← Back to Overview

Cost Tracker & Replay Lag Control

The cost tracker uses attester attestations to measure how far behind the cluster is in replay. When the median replay position drifts, we dynamically tighten the replay compute budget so the cluster can catch up. When replay is healthy, we restore the full budget.

Reference
SIMD-0322: Add Serial Execution Replay Constraint

SIMD-0322 defines the serial execution cost tracker (DTAA), introduces a max serial execution CU limit, and requires deterministic, post-execution accounting. We build on that framework to gate replay throughput based on real-time lag.

SIMD-0322 Foundations

SIMD-0322 proposes a deterministic transaction assignment algorithm (DTAA) that computes the serial execution makespan by tracking virtual execution tracks. The proposal adds a max serial execution CU limit (25M CUs in the PR) to bound worst-case replay time, independent of total block CUs.
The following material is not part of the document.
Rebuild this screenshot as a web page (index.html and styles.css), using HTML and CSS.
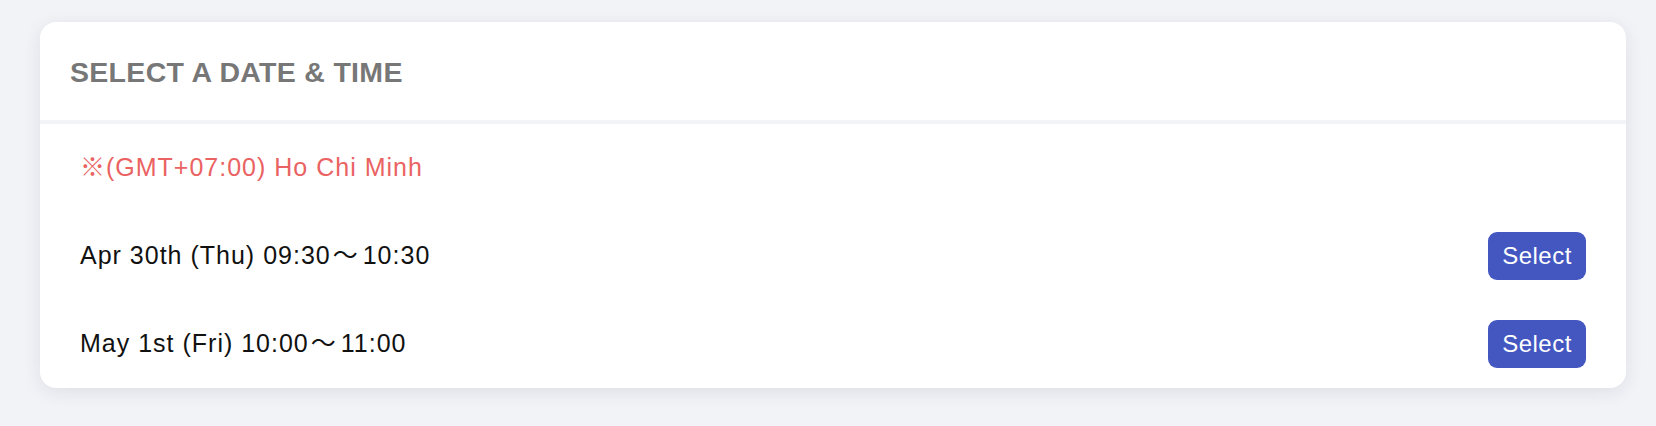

  • Cost tracking uses actual CUs consumed post-execution, not requested limits.
  • All validators must compute identical makespan results to avoid equivocation.
  • Vote transactions are tracked but excluded from the serial execution limit.

Attester Attestation Extension

Each attester attestation includes the most recent bank hash that the attester has replayed up to. We treat this as a signed replay watermark that can be aggregated across the attester set.

replayed_bank_hash: Hash
replayed_bank_hash_slot: u64

A bank hash is considered valid when it matches the local view of the finalized fork at the given slot.

Median Replay Lag Signal

We compute the median of the valid replayed bank hash slots to estimate how far behind the cluster is. The median is robust to outliers and provides a stable signal even when some attesters are slow or faulty.

median_replay_slot = median(valid_attestation.replayed_bank_hash_slot)
replay_lag_slots = current_slot - median_replay_slot

Replay Budget Control Loop

  1. Aggregate attester attestations and filter to valid bank hashes.
  2. Compute the median replay slot and derive replay lag in slots.
  3. If replay lag exceeds a high-water threshold, reduce the serial execution CU limit for replay.
  4. If replay lag stays below a low-water threshold for a sustained window, restore full limits.
  5. Apply hysteresis to avoid oscillating between thresholds.

The control loop directly tunes the serial execution limit introduced by SIMD-0322 (or an equivalent replay budget) to keep replay within the slot time budget on reference hardware.

Implementation Scope

  • Add replay watermark fields to attester attestation signing and verification.
  • Define validation rules for replayed bank hashes against the local finalized fork.
  • Compute median replay slot in the leader/validator aggregation path.
  • Expose replay lag metrics for monitoring and operator visibility.
  • Implement a hysteresis-based CU budget controller tied to SIMD-0322 limits.
  • Simulate adversarial or skewed attester sets to confirm median robustness.

Open Questions

  • What slot lag thresholds best match real-world replay headroom?
  • Should the controller scale the serial execution limit linearly or step-wise?
  • How do we treat attesters that attest to non-finalized forks or stale bank hashes?